Die Serie der Aufnahmen Eva Bollerts war wohl gerade noch rechtzeitig fertig geworden als, wie sie selber in der Rückschau berichtet, „das Kirchlein im April 1944 durch einen Luftangriff fast völlig zerstört wurde“. Heute befindet sich der größte Bestand an Aufnahmen des Führerauftrags Monumentmalerei im Depot des Zentralinstituts für Kunstgeschichte, wohin sie nach mancherlei Irrwegen in den 1950er Jahren als Teil einer Dauerleihgabe der Bundesrepublik Deutschland gelangten.
Wenn man heute die Kirche durch den Eingang der rekonstruierten Barockfassade betritt, bietet sich dem Auge ein harmonisches und stimmiges Raumensemble. Allerdings beruht dieser Eindruck eines bedeutenden Rokokobaus und seiner Ausstattung weitgehend auf einer Rekonstruktion – immerhin auf der Grundlage von historischen Fotografien. Durchgesetzt wurde diese Neuschöpfung letztlich durch bürgerschaftliches Engagement – gegen den erklärten Willen des Landesamts für Denkmalpflege – und auf der Basis einer kollektiv organisierten Finanzierung durch die franziskanische Ordensgemeinschaft.

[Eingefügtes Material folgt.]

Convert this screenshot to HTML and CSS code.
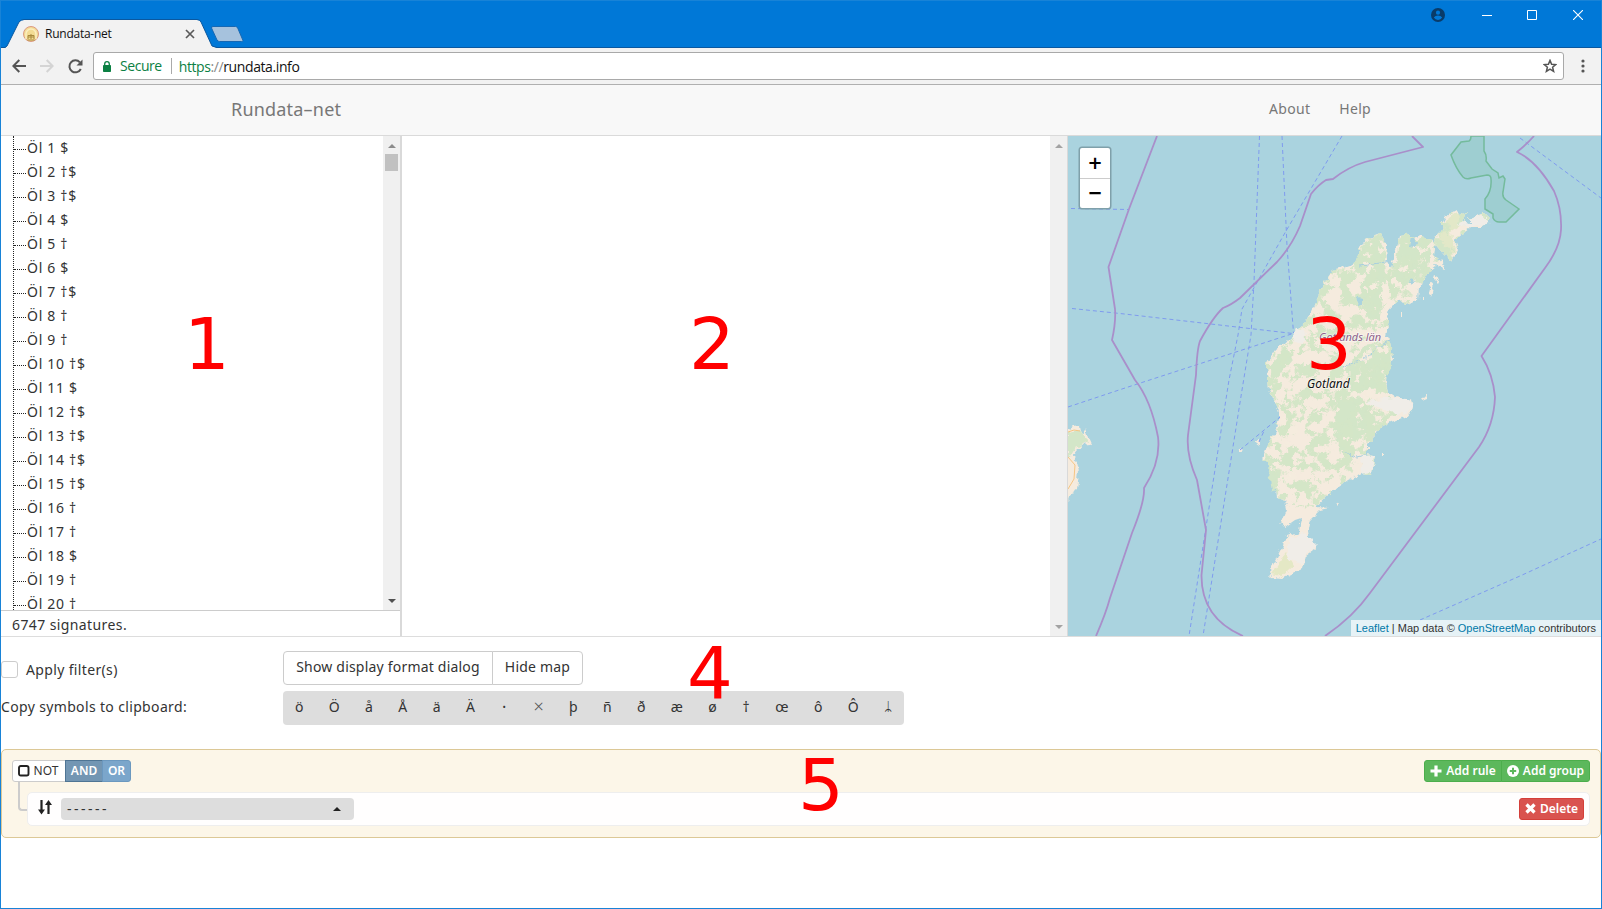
FILE: index.html
```html
<!DOCTYPE html>
<html lang="en">
<head>
<meta charset="utf-8">
<title>Rundata-net</title>
<link rel="stylesheet" href="styles.css">
</head>
<body>
<div class="window">
  <header class="titlebar">
    <div class="tab">
      <svg class="tab-shape" width="212" height="29" viewBox="0 0 212 29"><path d="M0 29 L2 27 L14 3 Q16 1 19 1 H192 Q195 1 196 3 L207 27 L212 29Z" fill="#f2f2f2"/><path d="M0 28.500 L2 27 L14 3 Q16 .5 19 .5 H192 Q195 .5 196 3 L207 27 L212 28.500" fill="none" stroke="#0a58a0" stroke-width="1"/></svg>
      <svg class="favicon" width="16" height="16" viewBox="0 0 16 16"><circle cx="8" cy="8" r="7.500" fill="#f3dc94" stroke="#dc9a82"/><path d="M3 13V8a5 5 0 0 1 10 0v5" fill="none" stroke="#fbeec0" stroke-width="1.500"/><path d="M5 13V9.500h6V13M5 11h6M8 8v5M4.500 14h7" fill="none" stroke="#a8893c"/></svg>
      <span class="tab-title">Rundata-net</span>
      <svg class="tab-close" width="10" height="10" viewBox="0 0 10 10"><path d="M1 1l8 8M9 1l-8 8" stroke="#5a5a5a" stroke-width="1.700"/></svg>
    </div>
    <svg class="newtab" width="34" height="17" viewBox="0 0 34 17"><path d="M3 .5H25.500Q27 .5 27.700 2L33 14.500Q33 15.500 31.500 15.500H9.500Q8 15.500 7 14L1.500 2Q1.300 .5 3 .5Z" fill="#a6c2dd" stroke="#1768b3"/></svg>
    <div class="winbuttons">
      <svg width="14" height="14" viewBox="0 0 14 14"><circle cx="7" cy="7" r="7" fill="#093b69"/><circle cx="7" cy="4.700" r="2.100" fill="#0078d7"/><path d="M2.800 9.600q1.500-2 4.200-2t4.200 2q-1.500 2.400-4.200 2.400t-4.200-2.400z" fill="#0078d7"/></svg>
      <svg width="10" height="10" viewBox="0 0 10 10"><path d="M0 5.500h10" stroke="#fff"/></svg>
      <svg width="10" height="10" viewBox="0 0 10 10"><path d="M.5.5h9v9h-9z" fill="none" stroke="#fff"/></svg>
      <svg width="10" height="10" viewBox="0 0 10 10"><path d="M0 0l10 10M10 0L0 10" stroke="#fff" stroke-width="1.100"/></svg>
    </div>
  </header>

  <div class="toolbar">
    <svg width="14" height="14" viewBox="0 0 14 14"><path d="M14 7H1.500M7.300 1L1.300 7l6 6" fill="none" stroke="#555" stroke-width="2"/></svg>
    <svg width="14" height="14" viewBox="0 0 14 14"><path d="M0 7h12.500M6.700 1l6 6-6 6" fill="none" stroke="#d4d4d4" stroke-width="2"/></svg>
    <svg width="15" height="15" viewBox="0 0 15 15"><path d="M12.800 10A6 6 0 1 1 11.900 3.300" fill="none" stroke="#555" stroke-width="2"/><path d="M14.500 .5v6h-6z" fill="#555"/></svg>
    <div class="omnibox">
      <svg width="8" height="11" viewBox="0 0 8 11"><rect y="4" width="8" height="7" rx=".8" fill="#0b8043"/><path d="M1.700 5V3a2.300 2.300 0 0 1 4.600 0v2" fill="none" stroke="#0b8043" stroke-width="1.300"/></svg>
      <span class="secure">Secure</span>
      <span class="url"><span class="scheme">https</span><span class="slashes">://</span>rundata.info</span>
      <svg class="star" width="14" height="14" viewBox="0 0 14 14"><path d="M7 1.400l1.600 3.900 4.200.3-3.200 2.700 1 4.100L7 10.200l-3.600 2.200 1-4.100L1.200 5.600l4.200-.3z" fill="none" stroke="#555" stroke-width="1.500"/></svg>
    </div>
    <svg class="dots" width="4" height="14" viewBox="0 0 4 14"><g fill="#555"><circle cx="2" cy="2" r="1.600"/><circle cx="2" cy="7" r="1.600"/><circle cx="2" cy="12" r="1.600"/></g></svg>
  </div>

  <nav class="navbar">
    <a class="brand">Rundata–net</a>
    <a class="nav-link">About</a>
    <a class="nav-link">Help</a>
  </nav>

  <main class="panels">
    <section class="signatures">
      <div class="tree-area">
        <ul class="tree">
          <li>Öl 1 $</li><li>Öl 2 †$</li><li>Öl 3 †$</li><li>Öl 4 $</li><li>Öl 5 †</li>
          <li>Öl 6 $</li><li>Öl 7 †$</li><li>Öl 8 †</li><li>Öl 9 †</li><li>Öl 10 †$</li>
          <li>Öl 11 $</li><li>Öl 12 †$</li><li>Öl 13 †$</li><li>Öl 14 †$</li><li>Öl 15 †$</li>
          <li>Öl 16 †</li><li>Öl 17 †</li><li>Öl 18 $</li><li>Öl 19 †</li><li>Öl 20 †</li>
        </ul>
        <div class="scrollbar">
          <svg width="8" height="4" viewBox="0 0 8 4"><path d="M0 4L4 0l4 4z" fill="#8b8b8b"/></svg>
          <div class="thumb"></div>
          <svg class="down" width="8" height="4" viewBox="0 0 8 4"><path d="M0 0h8L4 4z" fill="#505050"/></svg>
        </div>
      </div>
      <div class="count">6747 signatures.</div>
    </section>
    <section class="details">
      <div class="scrollbar">
        <svg width="8" height="4" viewBox="0 0 8 4"><path d="M0 4L4 0l4 4z" fill="#a3a3a3"/></svg>
        <svg class="down" width="8" height="4" viewBox="0 0 8 4"><path d="M0 0h8L4 4z" fill="#a3a3a3"/></svg>
      </div>
    </section>
    <section class="map">
      <svg class="map-art" width="533" height="500" viewBox="1068 136 533 500">
        <defs>
          <filter id="coast" x="-5%" y="-5%" width="110%" height="110%" color-interpolation-filters="sRGB">
            <feTurbulence type="fractalNoise" baseFrequency=".16" numOctaves="3" seed="4" result="n"/>
            <feDisplacementMap in="SourceGraphic" in2="n" scale="7" xChannelSelector="R" yChannelSelector="G"/>
          </filter>
          <filter id="woods" filterUnits="userSpaceOnUse" x="1068" y="136" width="533" height="500" color-interpolation-filters="sRGB">
            <feTurbulence type="fractalNoise" baseFrequency=".085" numOctaves="4" seed="11"/>
            <feColorMatrix values="0 0 0 0 .83  0 0 0 0 .9  0 0 0 0 .78  14 0 0 0 -6.900" result="g"/>
            <feComposite in="g" in2="SourceGraphic" operator="in"/>
          </filter>
          <filter id="fields" filterUnits="userSpaceOnUse" x="1068" y="136" width="533" height="500" color-interpolation-filters="sRGB">
            <feTurbulence type="fractalNoise" baseFrequency=".11" numOctaves="3" seed="29"/>
            <feColorMatrix values="0 0 0 0 .96  0 0 0 0 .925  0 0 0 0 .87  14 0 0 0 -8.300" result="g"/>
            <feComposite in="g" in2="SourceGraphic" operator="in"/>
          </filter>
        </defs>
        <rect x="1068" y="136" width="533" height="500" fill="#aad3df"/>
        <g filter="url(#coast)">
          <g fill="#f5ebde">
            <path d="M1491 220L1484 213 1470 218 1463 220 1468 211 1459 216 1457 210 1446 216 1442 224 1443 230 1436 236 1433 244 1430 240 1420 236 1412 238 1410 234 1400 236 1398 244 1394 258 1391 268 1387 262 1386 245 1380 234 1367 239 1360 248 1358 262 1343 267 1332 270 1325 280 1318 296 1308 318 1296 333 1287 341 1275 350 1266 364 1268 390 1274 402 1279 415 1277 430 1268 444 1263 459 1272 465 1274 478 1276 498 1285 500 1287 510 1281 525 1285 527 1295 520 1301 518 1299 532 1285 538 1282 548 1269 574 1272 577 1282 578 1303 568 1306 556 1318 547 1310 542 1308 530 1310 520 1320 510 1329 508 1316 507 1325 497 1335 490 1348 480 1363 473 1371 475 1375 457 1368 455 1368 443 1376 435 1380 428 1392 422 1407 417 1414 408 1411 400 1395 397 1388 392 1386 382 1387 370 1393 358 1390 342 1386 335 1389 320 1387 312 1393 305 1398 300 1409 305 1418 300 1419 288 1430 270 1436 265 1445 270 1443 262 1434 255 1436 244 1444 254 1452 261 1458 248 1455 240 1470 228 1480 228Z"/>
            <path d="M1062 433l11-7 7-1 1 6 3 5 1-8 2 7 4 9-9 1-8 10 2 8 2 9-2 18-6 4-3 10-6 4z"/>
            <path d="M1239 450l3-1 1 4h-4zM1256 441l3-1 1 4-3 1zM1434 275l5 3-2 4-4-4zM1431 284l3 1-3 12-2-5zM1422 297h2v3h-2zM1421 397l6-1v3l-5 2zM1382 453h3v2h-3zM1336 504l3-2-1 4zM1401 312h2v3h-2z"/>
          </g>
          <g fill="#d3e6c8">
            <path d="M1366 242l13-6 6 18 1 28-7 40-12-5-8-35-6-18zM1400 240l21 0 10 10-4 22-14 8-16 14-6-12 7-26zM1336 400l24-6 8 18 15 10-20 14-22 16-8-20zM1364 346l26-4 1 26-10 20-28 6-8-24zM1270 366l16-20 6 14-18 20zM1266 455l14 3-2 36-6-4zM1068 432l12 -2 8 12-12 6-8 10z"/>
            <path d="M1446 220l10-7 8 10-14 10 6 16-6 8-14-14z" fill="#e2e8c8"/>
            <path d="M1270 574l16-20 8 12-12 10z" fill="#e4e8c5"/>
          </g>
          <path d="M1491 220L1484 213 1470 218 1463 220 1468 211 1459 216 1457 210 1446 216 1442 224 1443 230 1436 236 1433 244 1430 240 1420 236 1412 238 1410 234 1400 236 1398 244 1394 258 1391 268 1387 262 1386 245 1380 234 1367 239 1360 248 1358 262 1343 267 1332 270 1325 280 1318 296 1308 318 1296 333 1287 341 1275 350 1266 364 1268 390 1274 402 1279 415 1277 430 1268 444 1263 459 1272 465 1274 478 1276 498 1285 500 1287 510 1300 506 1316 507 1325 497 1335 490 1348 480 1363 473 1371 475 1375 457 1368 455 1368 443 1376 435 1380 428 1392 422 1400 410 1388 392 1386 382 1387 370 1393 358 1390 342 1386 335 1389 320 1387 312 1393 305 1398 300 1409 305 1418 300 1419 288 1430 270 1443 262 1434 255 1436 244 1444 254 1452 261 1458 248 1455 240 1470 228Z" filter="url(#woods)"/>
          <path d="M1360 244l70 -6v30l-40 36v90l-14 30-50 30v-60l20-50z M1266 360h30v140h-30z" clip-path="url(#landclip)" filter="url(#fields)"/>
          <clipPath id="landclip"><path d="M1398 244L1394 258 1391 268 1387 262 1386 245 1380 236 1367 241 1360 262 1340 300 1340 400 1280 400 1279 415 1277 430 1268 444 1268 459 1276 490 1300 480 1368 443 1376 435 1385 405 1386 370 1390 358 1386 335 1389 320 1387 312 1393 303 1409 300 1419 288 1430 262 1425 240Z"/></clipPath>
          <path d="M1474 216l12 1 4 6-20 5-12-4zM1386 398l22 1 6 8-10 8-24-6-14-8 18-2zM1288 540l16-8 14 14-12 8-4 10-14-6zM1296 328l10 4-4 12-10-3zM1362 455l12 1-2 16-12 2z" fill="#f0ede8"/>
          <path d="M1412 238l6 4-2 6-6-2zM1410 278l6 2-3 5-5-2zM1358 298l5 1v6l-6-1zM1436 248l5 3 2 6-6-1zM1466 219l4 0 0 5-4-1z" fill="#aad3df"/>
          <path d="M1343 366l20-6 18-14 10-6M1344 452l12 5 16-3M1360 266l20-3 10-2" fill="none" stroke="#a9cfdf"/>
        </g>
        <path d="M1068 432l6-2 6 1M1068 457l7 8-1 14-6 10" fill="none" stroke="#f5c583"/>
        <path d="M1471 136q0 4-2 5l-8 1-10 13q5 14 12 22 3 3 8 1l16-3q4 0 4 4 1 12-6 20v10l8 5 0 4q2 4 6 4h7l13-13-13-9q-4-3-3-8l2-13-2-3-4 2-1-5-6-4-6-8q1-6-2-10v-15z" fill="#8cc8bb" fill-opacity=".4" stroke="#74bb9c" stroke-width="1.500"/>
        <g fill="none" stroke="#7f9bef" stroke-width="1" stroke-dasharray="4 3">
          <path d="M1259.500 136L1254 282 1251 335 1242 390 1203 636M1282 136L1287 246 1293.500 333M1342 136L1286 231 1264 270 1242 309 1238 335 1229 380 1189 636M1072 308.500L1120 313.500 1293 333.500 1125 388 1068 407M1071 208.500L1129 209.500M1520 138L1601 198M1420 620L1520 576 1601 539M1240 450L1280 417M1259 442L1264 431"/>
        </g>
        <g fill="none" stroke="#a98fca" stroke-width="1.800" stroke-linejoin="round">
          <path d="M1157 136L1129 209 1108.500 267 1115 309Q1116 322 1112 340L1135 380Q1151 400 1158 437Q1161 462 1144 488Q1145 501 1132 533L1110 598Q1106 613 1096 636"/>
          <path d="M1412 136L1423 147 1365 162Q1348 167 1333 179L1326 180Q1318 185 1311 194L1300 226Q1291 247 1277 262L1240 298Q1231 305 1223 308Q1213 317 1200 341Q1197 349 1196 375L1188 435Q1186 455 1197 480L1206 530 1201.500 575Q1201 618 1243 636"/>
          <path d="M1534 136Q1528 143 1517 152Q1537 161 1554 191Q1562 209 1561 230Q1560 248 1545 268L1481.500 356Q1493 374 1495 397Q1494 425 1479 447L1370 593Q1353 617 1325 636"/>
        </g>
        <text class="region-label" x="1319" y="341">Gotlands län</text>
        <text class="island-label" x="1307" y="388">Gotland</text>
      </svg>
      <div class="zoom"><a>+</a><a>−</a></div>
      <div class="attribution"><a>Leaflet</a> | Map data © <a>OpenStreetMap</a> contributors</div>
    </section>
  </main>

  <section class="controls">
    <label class="filter"><span class="checkbox"></span>Apply filter(s)</label>
    <div class="btn-group"><button>Show display format dialog</button><button>Hide map</button></div>
    <span class="copy-label">Copy symbols to clipboard:</span>
    <div class="symbols"><span>ö</span><span>Ö</span><span>å</span><span>Å</span><span>ä</span><span>Ä</span><span class="dot">•</span><span class="times">×</span><span>þ</span><span>ñ</span><span>ð</span><span>æ</span><span>ø</span><span>†</span><span>œ</span><span>ô</span><span>Ô</span><span>ᛦ</span></div>
  </section>

  <section class="builder">
    <div class="group-head">
      <div class="conditions">
        <span class="not"><svg width="12" height="12" viewBox="0 0 12 12"><rect x="1" y="1" width="9.500" height="9.500" rx="1.800" fill="none" stroke="#222" stroke-width="1.900"/></svg>NOT</span><span class="and">AND</span><span class="or">OR</span>
      </div>
      <div class="adders">
        <span class="add-rule"><svg width="12" height="12" viewBox="0 0 12 12"><path d="M6 .5v11M.5 6h11" stroke="#fff" stroke-width="3.200"/></svg>Add rule</span><span class="add-group"><svg width="12" height="12" viewBox="0 0 12 12"><circle cx="6" cy="6" r="6" fill="#fff"/><path d="M6 2.800v6.400M2.800 6h6.400" stroke="#5cb85c" stroke-width="2"/></svg>Add group</span>
      </div>
    </div>
    <div class="rule-row">
      <div class="elbow"></div>
      <div class="rule">
        <svg class="sort" width="14" height="15" viewBox="0 0 14 15"><path d="M3.500 0v11M10.500 14V4" stroke="#222" stroke-width="2.200"/><path d="M0 9.500h7l-3.500 5zM7 5h7L10.500.0z" fill="#222"/></svg>
        <div class="select"><span>------</span><svg width="8" height="4" viewBox="0 0 8 4"><path d="M0 4L4 0l4 4z" fill="#222"/></svg></div>
        <span class="delete"><svg width="11" height="11" viewBox="0 0 11 11"><path d="M1.500 1.500l8 8M9.500 1.500l-8 8" stroke="#fff" stroke-width="3.300"/></svg>Delete</span>
      </div>
    </div>
  </section>

  <span class="mark m1">1</span>
  <span class="mark m2">2</span>
  <span class="mark m3">3</span>
  <span class="mark m4">4</span>
  <span class="mark m5">5</span>
</div>
</body>
</html>
```
FILE: styles.css
```css
* { box-sizing: border-box; }
html, body { margin: 0; height: 909px; overflow: hidden; }
body { background: #fff; color: #333; font: 14px "Noto Sans", "Open Sans", sans-serif; }
svg { display: block; flex: none; }
.window { position: relative; width: 1602px; height: 909px; display: flex; flex-direction: column; border: 1px solid #1883d7; border-top: 0; }

.titlebar { height: 48px; flex: none; display: flex; align-items: flex-end; background: #0078d7; border-top: 1px solid #1883d7; border-bottom: 1px solid #0a58a0; padding-left: 5px; }
.tab { position: relative; width: 208px; height: 28px; display: flex; align-items: center; padding: 1px 0 0 17px; }
.tab-shape { position: absolute; left: -1px; top: 0; }
.favicon { position: relative; }
.tab-title { position: relative; margin-left: 6px; font: 12px "Open Sans", sans-serif; letter-spacing: -.25px; color: #111; flex: 1; }
.tab-close { position: relative; margin-right: 19px; }
.newtab { margin: 0 0 4px -4px; }
.winbuttons { margin-left: auto; align-self: flex-start; display: flex; align-items: center; height: 28px; padding-right: 18px; }
.winbuttons svg + svg { margin-left: 37px; }
.winbuttons svg + svg + svg { margin-left: 35px; }
.winbuttons svg + svg + svg + svg { margin-left: 36px; }

.toolbar { height: 37px; flex: none; display: flex; align-items: center; background: #f2f2f2; border-bottom: 1px solid #b0b0b0; padding-left: 11px; }
.toolbar > svg + svg { margin-left: 14px; }
.omnibox { width: 1471px; height: 28px; margin-left: 10px; display: flex; align-items: center; background: #fff; border: 1px solid #a9a9a9; border-radius: 3px; padding: 0 6px 0 9px; font: 14px "Open Sans", sans-serif; color: #111; }
.secure { color: #0b8043; margin-left: 9px; padding-right: 9px; border-right: 1px solid #aaa; line-height: 16px; letter-spacing: -.45px; }
.url { margin-left: 7px; letter-spacing: -.4px; }
.scheme { color: #0b8043; }
.slashes { color: #888; }
.star { margin-left: auto; }
.toolbar > .dots { margin-left: 17px; }

.navbar { height: 51px; flex: none; display: flex; align-items: center; background: #f8f8f8; border-bottom: 1px solid #dadada; padding: 0 230px 3px 230px; color: #777; }
.brand { font-size: 18px; margin-right: auto; letter-spacing: .2px; }
.nav-link { margin-left: 29px; letter-spacing: .3px; }

.panels { height: 501px; flex: none; display: flex; border-bottom: 1px solid #ddd; }
.signatures { width: 401px; display: flex; flex-direction: column; border-right: 2px solid #d9d9d9; }
.tree-area { height: 474px; flex: none; display: flex; overflow: hidden; }
.tree { flex: 1; list-style: none; margin: 0 0 0 12px; padding: 0; border-left: 1px dotted #222; letter-spacing: .7px; }
.tree li { height: 24px; line-height: 24px; display: flex; align-items: center; }
.tree li::before { content: ""; width: 12px; margin-right: 1px; border-top: 1px dotted #222; position: relative; top: 1px; }
.scrollbar { width: 17px; background: #f0f0f0; display: flex; flex-direction: column; align-items: center; padding: 8px 0 7px; }
.thumb { width: 13px; height: 17px; margin-top: 6px; background: #c1c1c1; }
.down { margin-top: auto; }
.count { flex: 1; border-top: 1px solid #ccc; padding-left: 11px; line-height: 27px; letter-spacing: .4px; }
.details { flex: 1; display: flex; justify-content: flex-end; border-right: 1px solid #d9d9d9; }
.map { position: relative; width: 533px; overflow: hidden; }
.region-label { font: italic 11px "Noto Sans", sans-serif; fill: #8d618b; stroke: #fff; stroke-opacity: .6; stroke-width: 1.500px; paint-order: stroke; }
.island-label { font: italic 12px "Noto Sans", sans-serif; fill: #111; stroke: #fff; stroke-opacity: .6; stroke-width: 1.500px; paint-order: stroke; }
.zoom { position: absolute; left: 12px; top: 12px; width: 30px; height: 60px; background: #fff; border-radius: 2px; box-shadow: 0 0 0 1.500px #7fa0aa; display: flex; flex-direction: column; }
.zoom a { height: 30px; text-align: center; font: bold 18px/30px "DejaVu Sans", sans-serif; color: #000; }
.zoom a + a { border-top: 1px solid #ccc; line-height: 28px; }
.attribution { position: absolute; right: 0; bottom: 0; height: 16px; padding: 0 5px; background: rgba(255,255,255,.7); font: 11px/16px "Liberation Sans", Arial, sans-serif; white-space: nowrap; }
.attribution a { color: #0078a8; }

.controls { flex: none; height: 112px; padding-top: 14px; display: grid; grid-template-columns: 282px max-content; grid-template-rows: 34px 34px; row-gap: 6px; }
.filter { display: flex; align-items: center; padding-top: 3px; letter-spacing: .35px; }
.checkbox { width: 17px; height: 17px; margin-right: 8px; border: 1px solid #ccc; border-radius: 3px; }
.btn-group { display: flex; }
.btn-group button { height: 34px; padding: 0 0 4px; width: 210px; background: #fff; border: 1px solid #ccc; border-radius: 4px 0 0 4px; font: inherit; color: #333; letter-spacing: .2px; }
.btn-group button + button { width: 91px; margin-left: -1px; border-radius: 0 4px 4px 0; }
.copy-label { line-height: 32px; letter-spacing: .35px; }
.symbols { width: 621px; height: 34px; display: flex; justify-content: space-between; background: #ddd; border-radius: 4px; padding: 0 12px; line-height: 31px; }
.symbols span { min-width: 8px; text-align: center; }
.symbols .dot { font-size: 9px; }
.symbols .times { font-size: 18px; font-weight: 300; color: #555; }

.builder { flex: none; height: 89px; border: 1px solid #dcc896; border-radius: 5px; background: #fcf6e8; padding: 10px; }
.group-head { display: flex; justify-content: space-between; height: 22px; font-size: 12px; }
.conditions, .adders { display: flex; }
.conditions span, .adders span, .delete { height: 22px; display: flex; align-items: center; justify-content: center; border: 1px solid; white-space: nowrap; padding-bottom: 1px; }
.conditions .not { width: 54px; gap: 4px; background: #fff; border-color: #ccc; border-radius: 3px 0 0 3px; padding-right: 2px; }
.conditions .and { width: 38px; margin-left: -1px; background: #7396b3; border-color: #4f7594; color: #fff; font-weight: 600; }
.conditions .or { width: 29px; margin-left: -1px; background: #7ba6cb; border-color: #6b98bf; color: #fff; font-weight: 600; border-radius: 0 3px 3px 0; }
.adders span, .delete { background: #5cb85c; border-color: #4cae4c; color: #fff; gap: 4px; font-weight: 600; font-size: 12px; }
.adders .add-rule { width: 78px; border-radius: 3px 0 0 3px; }
.adders .add-group { width: 89px; margin-left: -1px; border-radius: 0 3px 3px 0; }
.rule-row { display: flex; height: 44px; }
.elbow { width: 9px; height: 29px; margin-left: 6px; border: solid #ccc; border-width: 0 0 2px 2px; border-bottom-left-radius: 4px; }
.rule { flex: 1; height: 34px; margin-top: 10px; display: flex; align-items: center; background: #fffefe; border: 1px solid #eee; border-radius: 5px; padding: 0 5px 0 10px; }
.sort { margin-top: -4px; }
.select { width: 293px; height: 22px; margin-left: 9px; display: flex; align-items: center; justify-content: space-between; background: #ddd; border-radius: 4px; padding: 0 13px 0 6px; letter-spacing: 2.500px; }
.select span { margin-top: -2px; }
.delete { width: 65px; margin-left: auto; background: #d9534f; border-color: #d43f3a; border-radius: 3px; }

.mark { position: absolute; font: 72px/72px "DejaVu Sans", sans-serif; color: #f00; }
.m1 { left: 183px; top: 308px; }
.m2 { left: 688px; top: 308px; }
.m3 { left: 1305px; top: 308px; }
.m4 { left: 686px; top: 637px; }
.m5 { left: 797px; top: 749px; }
```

Es bleibt selbstverständlich die Frage: Was wurde durch die Rekonstruktion wiedergewonnen bzw. was ging damit endgültig verloren? Die historischen Bildquellen im ZI – im Vergleich mit dem visuellen Befund vor Ort — sind zentral für die Diskussion dieses immer noch virulenten Problems.